Oleh: Johan Wahyudi*

Pendahuluan

Sejarah Islam Nusantara merupakan kepingan masa lalu dari banyak kepingan yang membangun sejarah Indonesia. Periodesasi sejarah Islam Nusantara masih kerap diperdebatkan, apakah sejak orang atau golongan pertama memeluk Islam, ataukah ditentukan melalui tumbuhnya suatu peradaban, seperti kerajaan. Masing-masing pihak mempunyai alasan yang kuat. Setidaknya bisa ditegaskan, bahwa sejarah Islam Nusantara bukan sesuatu yang baru dibicarakan melainkan hal yang sudah lama dan lumrah diperbincangkan.
Dalam mengkaji sejarah, kedudukan sumber primer amat penting diperhatikan. Dari materi tersebut, tidak hanya didapat informasi melainkan juga label kebenaran suatu narasi masa lampau. Kerapkali, ruang pikir kita terjebak dalam pertarungan persepsi tentang sumber mana yang otoritatif diakses, yang bendawi atau non-bendawi. Sumber jenis kedua menyasar ingatan atau legenda yang telah turun temurun dituturkan. Mengakses sumber primer yang tertulis, tentu saja lebih diutamakan.

Sumber primer berupa arsip kolonial Belanda merupakan salah satu harta karun terpendam yang perlu diangkat dalam kajian Islam Nusantara. Sumber arsip diproduksi di zaman ketika suatu even terjadi. Sumber ini memberi informasi tentang suatu fenomena sosial dan persepsi publik pada suatu masa. Objek yang dibicarakan salah satunya adalah umat Islam dan pranata sosialnya. Dengan mengakses sumber ini, maka gerbang untuk menuju tafsir sejarah sosial islam Nusantara terbuka lebar.

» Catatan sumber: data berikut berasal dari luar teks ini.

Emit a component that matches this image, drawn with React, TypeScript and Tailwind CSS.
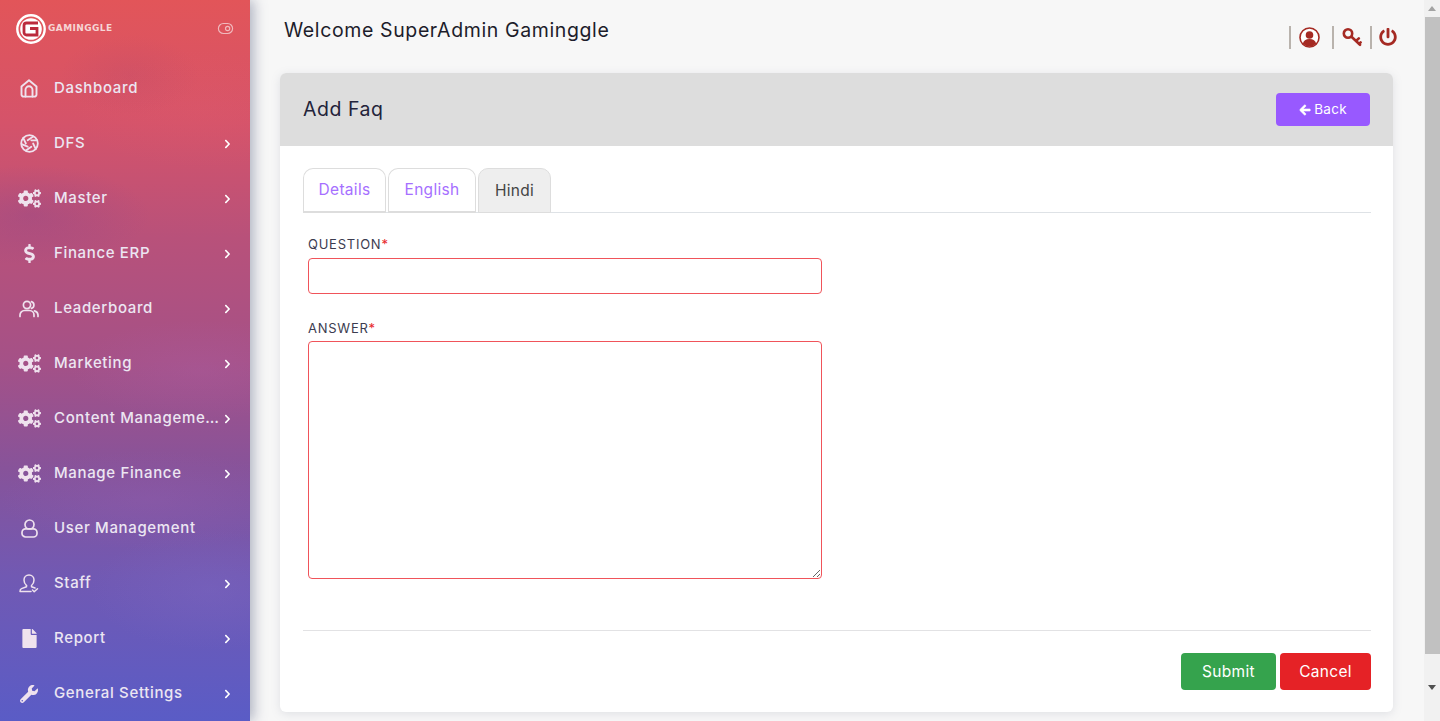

Makalah ini akan mengupas sekelumit profil arsip kolonial berbahasa Belanda khusunya yang berkurun waktu abad XIX. Sebagian besar narasi yang tersusun adalah pengalaman pribadi penulis selama sekitar empat tahun melakukan studi dan riset sejarah menggunakan sumber arsip kolonial.

A. Arsip Kolonial, Suatu Perkenalan

Arsip kolonial merupakan kumpulan dokumen tertulis yang diproduksi ketika Nusantara berada dalam periode kuasa kolonial. Jika dilihat dalam sejarah, masa kuasa Belanda secara politik baru terlaksana sekitar 1816 hingga 1942, yakni setelah masa periode singkat pendudukan Inggris (1811-1816). Dengan kata lain, sebelum angka tahun utu, kedudukan Kerajaan Belanda bukan sebagai kolonisator, melainkan hanya sebagai bangsa asing yang bertandang dan menetap secara periodik di persada Nusantara.

Dalam ingatan penulis, Pemerintah Hindia Belanda tidak hanya menyandang profesi sebagai penjajah negeri ini, melainkan juga pihak yang taat administrasi. Harus diakui, masyarakat pribumi mengenal tata administrasi pertama kali dari bangsa Eropa. Hampir setiap kejadian yang berlangsung di suatu wilayah tidak luput dari penglihatan pejabat Kompeni maupun para pembesar pribumi yang bekerja untuk Hindia Belanda. Jika dampak dari suatu peristiwa meluas, boleh jadi akan sampai di telinga Gubernur Jenderal di Batavia. komunikasi yang terjalin begitu rapi, terstruktur dan informatif. Terentang dari pejabat tingkat bawah (kontrolir) hingga tingkat tinggi (Gubernemen).

Penulisan arsip kolonial terbagi dalam dua bahasa. Umumnya arsip ini berbahasa Belanda, namun di beberapa temuan juga ditulis dalam bahasa Melayu. Ada pula beberapa arsip yang menggunakan bahasa Arab, Cina, Persia, Jawa, Sunda dan lain-lain. Seringkali ditemukan suatu surat berbahasa Belanda, juga disalin dalam bahasa Melayu oleh petugas penyalin yang biasanya seorang pribumi. Kebanyakan arsip ditulis menggunakan tulisan tangan (tulisan elok atau latin). Sebagian kecil ditulis menggunakan mesin tik. Khusus untuk tulisan ketik baru berlaku sekitar masa awal abad 20. Alas yang digunakan adalah kertas ber-watermark, mirip dengan alas kertas pada manuskrip Nusantara.
Jenis arsip kolonial yang ada di Indonesia ada dua bagian;

1 ) Arsip yang diciptakan pada periode Vereenigde Oost-Indische Compagnie (VOC), yang eksis pada 1602 — 1799.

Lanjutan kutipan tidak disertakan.